In Asia, this growth is already apparent, as population density in urban areas creates serious problems for city dwellers. The result: a competitive uptick in green mobility options across Asian cities. With millions of electric cars and thousands of electric buses already on the road, China remains ahead of the curve. Christian Deuringer of Allianz, credits China’s speed of adaptation to regulation, incentives, and China’s ability to deliver at an attractive price point. Felix Lee, Overseas Managing Director of Ehang, points to another, simpler, cultural phenomenon at work, ”for the Chinese [people], using these kinds of vehicles is cool.”
#2.Green mobility goes beyond electric cars.
“Green mobility means moving in a way that will sustain a collective future.”
— Jay Asher, National Geographic Explorer
While a majority of our experts cite electrification as a key and promising component of green mobility, this is not its only requirement. Green mobility extends beyond the realm of electric vehicles. Several interview partners emphasize the value of remaining tech agnostic, looking instead at all energy opportunities in the value chain, from energy production, to distribution, and consumption. The idea? Unless all energy is renewable and sustainable, the potential positive effects of green mobility will be offset: “I save the energy for my car, but I generate it from coal, which is just moving the waste,” explains Felix Lee. Other factors that need attention when it comes to maintaining a green footprint are source materials, source countries, and the conditions that go into development. As one example, Jörg Geier, Consultant for Green Ecosystems and Cleantech, talks about the environmental footprint of battery production.“ Lithium and cobalt [that go into these batteries] are primarily being sourced from China and Congo, respectively. Labor conditions in these countries are often appalling according to European standards — human hands dig up much of the cobalt — and lax environmental controls often cause pollution. For a better footprint on the environment and on human rights, mining and labor standards need to be improved significantly. ”

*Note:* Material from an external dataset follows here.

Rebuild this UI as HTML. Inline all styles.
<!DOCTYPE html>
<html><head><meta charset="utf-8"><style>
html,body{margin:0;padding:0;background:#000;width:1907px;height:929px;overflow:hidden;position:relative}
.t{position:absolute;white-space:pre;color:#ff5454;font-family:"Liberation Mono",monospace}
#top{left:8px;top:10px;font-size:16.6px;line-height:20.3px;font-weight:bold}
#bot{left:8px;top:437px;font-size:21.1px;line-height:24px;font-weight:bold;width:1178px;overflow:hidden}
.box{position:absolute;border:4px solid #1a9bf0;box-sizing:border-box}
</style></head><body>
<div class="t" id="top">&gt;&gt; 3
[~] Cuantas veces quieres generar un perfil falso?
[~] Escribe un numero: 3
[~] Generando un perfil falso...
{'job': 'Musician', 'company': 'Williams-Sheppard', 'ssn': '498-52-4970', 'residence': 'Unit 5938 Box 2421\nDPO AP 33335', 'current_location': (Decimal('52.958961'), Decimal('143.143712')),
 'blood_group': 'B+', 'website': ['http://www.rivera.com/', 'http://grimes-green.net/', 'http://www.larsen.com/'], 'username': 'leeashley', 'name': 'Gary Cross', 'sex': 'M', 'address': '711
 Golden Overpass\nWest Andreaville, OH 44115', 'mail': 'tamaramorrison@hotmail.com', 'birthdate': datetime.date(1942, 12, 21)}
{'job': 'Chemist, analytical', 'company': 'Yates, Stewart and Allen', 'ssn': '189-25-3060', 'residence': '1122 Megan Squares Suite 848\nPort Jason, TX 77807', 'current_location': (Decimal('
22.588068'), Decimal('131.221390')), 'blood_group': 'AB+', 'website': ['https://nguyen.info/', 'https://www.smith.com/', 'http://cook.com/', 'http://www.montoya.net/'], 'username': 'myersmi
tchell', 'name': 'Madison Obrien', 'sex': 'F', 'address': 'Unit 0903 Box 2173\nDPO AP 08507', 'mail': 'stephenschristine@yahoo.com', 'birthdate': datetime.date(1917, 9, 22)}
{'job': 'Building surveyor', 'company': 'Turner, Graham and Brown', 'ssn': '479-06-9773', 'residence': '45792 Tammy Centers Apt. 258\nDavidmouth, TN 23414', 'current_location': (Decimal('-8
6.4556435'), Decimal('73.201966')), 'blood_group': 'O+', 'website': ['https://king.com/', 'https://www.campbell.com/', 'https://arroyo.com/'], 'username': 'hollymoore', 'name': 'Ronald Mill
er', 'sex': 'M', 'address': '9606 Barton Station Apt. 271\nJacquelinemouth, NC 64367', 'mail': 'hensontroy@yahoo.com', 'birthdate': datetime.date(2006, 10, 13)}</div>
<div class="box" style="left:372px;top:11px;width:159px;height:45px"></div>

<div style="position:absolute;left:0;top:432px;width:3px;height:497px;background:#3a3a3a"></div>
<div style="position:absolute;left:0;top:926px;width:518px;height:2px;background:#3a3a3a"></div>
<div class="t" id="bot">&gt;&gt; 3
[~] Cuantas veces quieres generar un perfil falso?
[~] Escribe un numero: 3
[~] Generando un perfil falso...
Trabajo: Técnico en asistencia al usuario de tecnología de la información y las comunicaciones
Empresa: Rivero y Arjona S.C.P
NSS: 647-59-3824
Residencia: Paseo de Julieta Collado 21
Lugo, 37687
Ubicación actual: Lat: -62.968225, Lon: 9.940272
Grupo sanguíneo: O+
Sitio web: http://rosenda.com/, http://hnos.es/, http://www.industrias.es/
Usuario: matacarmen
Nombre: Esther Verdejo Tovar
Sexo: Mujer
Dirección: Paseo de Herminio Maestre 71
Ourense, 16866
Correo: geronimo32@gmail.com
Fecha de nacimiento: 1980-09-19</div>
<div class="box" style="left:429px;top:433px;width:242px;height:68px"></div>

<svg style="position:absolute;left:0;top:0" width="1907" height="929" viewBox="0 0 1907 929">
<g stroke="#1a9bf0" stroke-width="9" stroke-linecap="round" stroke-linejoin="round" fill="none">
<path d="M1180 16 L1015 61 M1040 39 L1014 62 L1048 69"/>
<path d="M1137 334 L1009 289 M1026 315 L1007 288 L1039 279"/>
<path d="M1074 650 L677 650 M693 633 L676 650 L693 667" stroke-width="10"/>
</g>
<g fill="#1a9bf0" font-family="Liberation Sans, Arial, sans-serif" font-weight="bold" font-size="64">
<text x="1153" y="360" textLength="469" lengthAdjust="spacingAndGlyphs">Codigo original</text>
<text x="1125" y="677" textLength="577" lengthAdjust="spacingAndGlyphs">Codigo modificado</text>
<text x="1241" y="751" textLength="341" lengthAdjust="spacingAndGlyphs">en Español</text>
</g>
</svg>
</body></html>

Thinking about our green mobility future necessitates the rethinking of urban planning, addressing our public spaces in a way that focuses on people, not just on cars. The green mobility conversation, therefore, must be reframed as something more than “driving an electric SUV — it´s about handing the city center back to the people and making it more livable, and within that space, creating enough alternatives to choose from” pleads Latif.

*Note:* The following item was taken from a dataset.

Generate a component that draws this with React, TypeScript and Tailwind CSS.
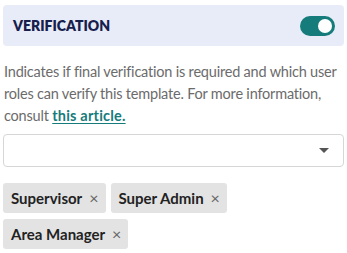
import React from "react";

const roles = ["Supervisor", "Super Admin", "Area Manager"];

export default function App() {
  return (
    <div className="w-[347px] h-[253px] bg-white px-[3px] pt-[5px] font-['Lato',sans-serif]">
      <div className="flex h-[41px] items-center justify-between rounded-[4px] bg-[#e8ecf8] pl-[10px] pr-[9px]">
        <span className="text-[14px] font-extrabold text-[#17204d]">VERIFICATION</span>
        <button className="relative h-[20px] w-[35px] rounded-full bg-[#167b7b]">
          <span className="absolute right-[3px] top-[3px] h-[14px] w-[14px] rounded-full bg-white" />
        </button>
      </div>
      <p className="mt-[15px] pl-[1px] text-[14.5px] tracking-[-0.2px] leading-[22px] text-[#6b6b6b]">
        Indicates if final verification is required and which user roles can verify this template. For more information, consult{" "}
        <a href="#" className="font-bold tracking-[0.2px] text-[#167b7b] underline underline-offset-2">this article.</a>
      </p>
      <div className="mt-[7px] flex h-[33px] items-center justify-end rounded-[4px] border border-[#d6d6d6] pr-[14px]">
        <span className="h-0 w-0 border-x-[5px] border-t-[5px] border-x-transparent border-t-[#555]" />
      </div>
      <div className="mt-[16px] flex flex-wrap gap-x-[5px] gap-y-[6px]">
        {roles.map((r) => (
          <span key={r} className="flex h-[30px] items-center gap-[7px] rounded-[3px] bg-[#e3e3e3] pl-[8px] pr-[7px]">
            <span className="text-[15px] font-bold text-[#222]">{r}</span>
            <span className="text-[16px] text-[#666]">×</span>
          </span>
        ))}
      </div>
    </div>
  );
}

#3. The future of green mobility is urban, multi-modal and human-centered.
“From a car-dependent society towards a human-centered society.
How can we use urban spaces more efficiently [to] make cities more livable for people?”

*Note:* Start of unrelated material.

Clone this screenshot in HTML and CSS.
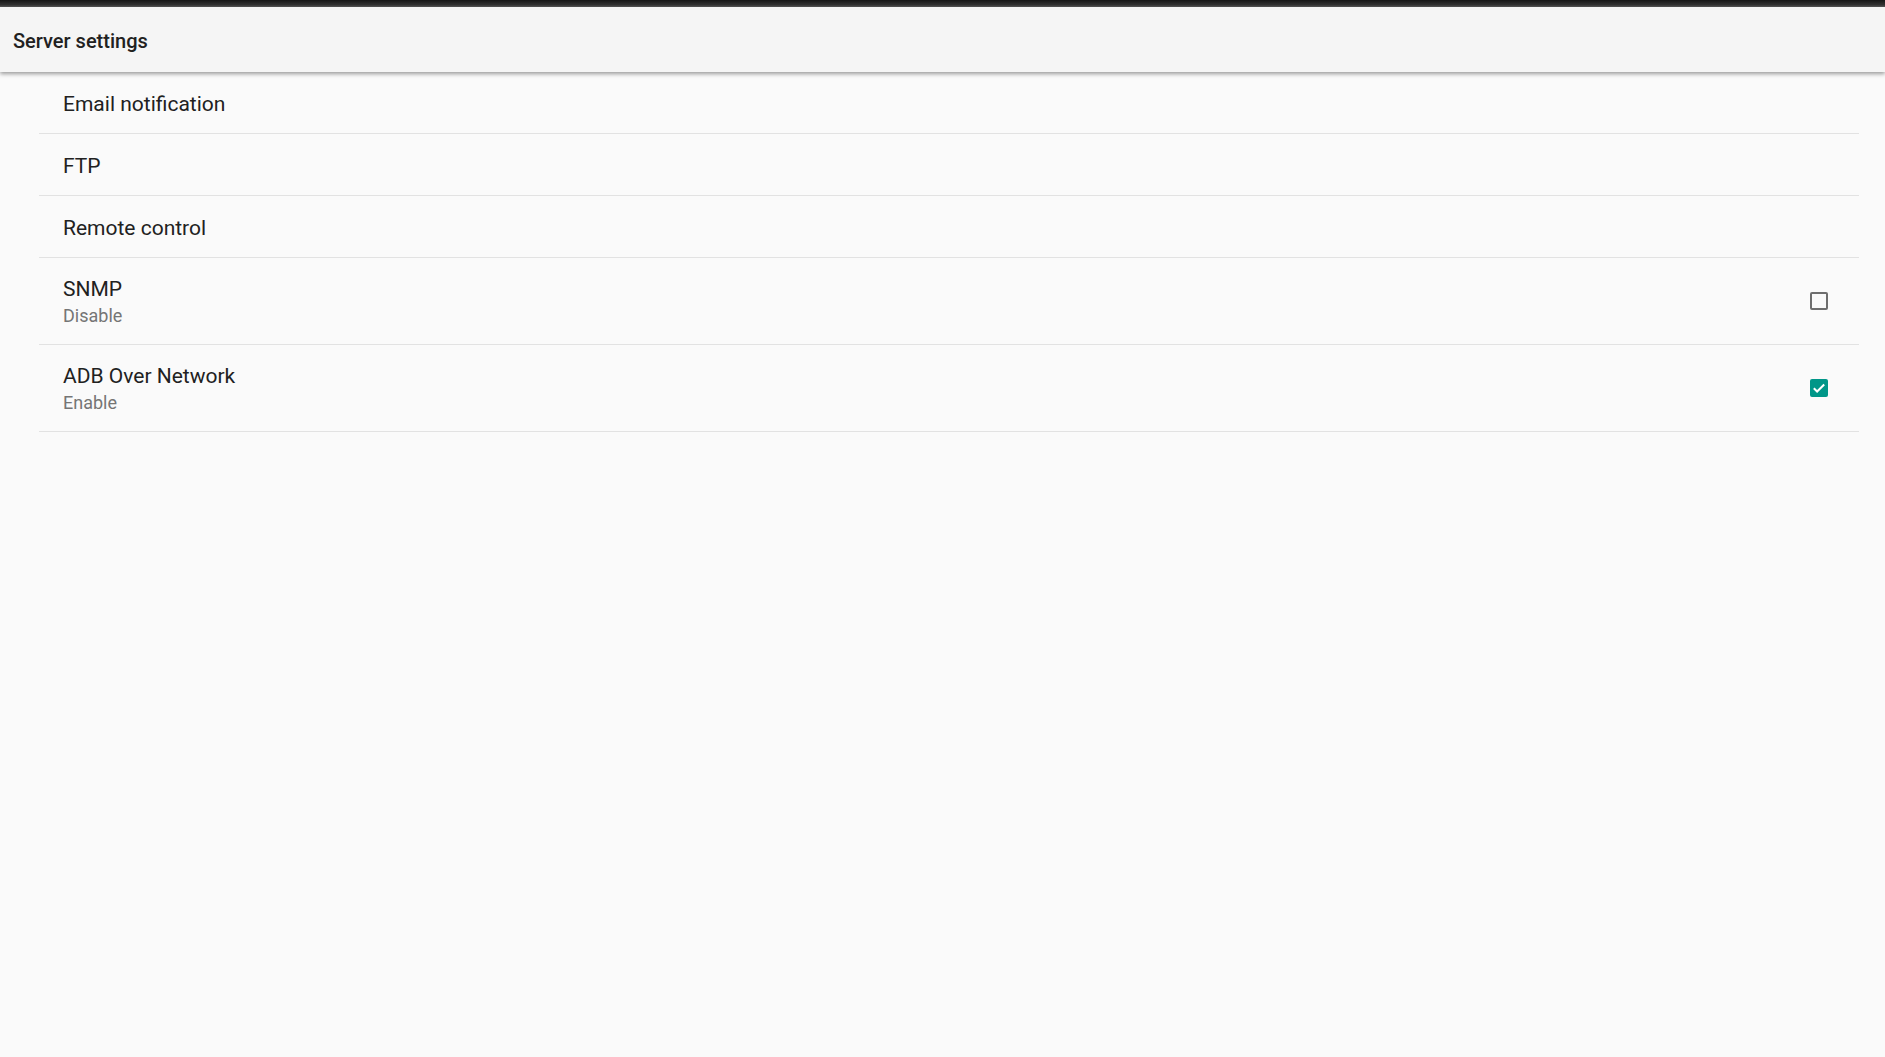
FILE: index.html
```html
<!DOCTYPE html>
<html>
<head>
<meta charset="utf-8">
<link rel="stylesheet" href="styles.css">
</head>
<body>
<div class="topstrip"></div>
<header class="appbar"><span class="title">Server settings</span></header>
<main class="list">
  <div class="row first"><div class="texts"><div class="primary">Email notification</div></div></div>
  <div class="row"><div class="texts"><div class="primary">FTP</div></div></div>
  <div class="row"><div class="texts"><div class="primary">Remote control</div></div></div>
  <div class="row tall"><div class="texts"><div class="primary">SNMP</div><div class="secondary">Disable</div></div><span class="cb"></span></div>
  <div class="row tall"><div class="texts"><div class="primary">ADB Over Network</div><div class="secondary">Enable</div></div><span class="cb on"><svg viewBox="0 0 18 18" width="18" height="18"><path d="M3.8 9.3l3.3 3.2L14.2 5.5" fill="none" stroke="#fff" stroke-width="2"/></svg></span></div>
</main>
</body>
</html>
```
FILE: styles.css
```css
html, body { margin: 0; padding: 0; }
body { background: #fafafa; font-family: Roboto, "Noto Sans", sans-serif; width: 1885px; height: 1057px; overflow: hidden; }
.topstrip { height: 7px; background: linear-gradient(#161616, #333 70%, #5a5a5a); }
.appbar { height: 65px; background: #f5f5f5; display: flex; align-items: center; padding-left: 13px; position: relative; z-index: 2; box-shadow: 0 2px 4px rgba(0,0,0,0.38); }
.title { font-size: 20px; font-weight: 500; color: #212121; position: relative; top: 1px; }
.list { margin-left: 39px; margin-right: 26px; }
.row { height: 61px; border-bottom: 1.5px solid #e2e2e2; display: flex; align-items: center; padding-left: 24px; padding-right: 31px; }
.row.tall { height: 86px; }
.texts { flex: 1; padding-top: 2px; }
.primary { font-size: 21px; color: #212121; line-height: 26px; }
.secondary { font-size: 18px; color: #757575; line-height: 27px; }
.cb { width: 14px; height: 14px; border: 2px solid #6e6e6e; border-radius: 2px; display: block; }
.cb.on { width: 18px; height: 18px; border: none; background: #009688; }
.cb svg { display: block; }
```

— Jörg Geier, Consultant for Green Ecosystems and Cleantech
Experts are urging a human-centered approach to mobility solutions. The idea is that people, especially in cities, should be able to choose from a variety of transportation modes, motorized and non- motorized, public and private, in a seamless, frictionless, and efficient fashion. This would include any form of mobility from near-future technologies (like electric drones), to last mile options (like the exponentially growing micro-mobility sector).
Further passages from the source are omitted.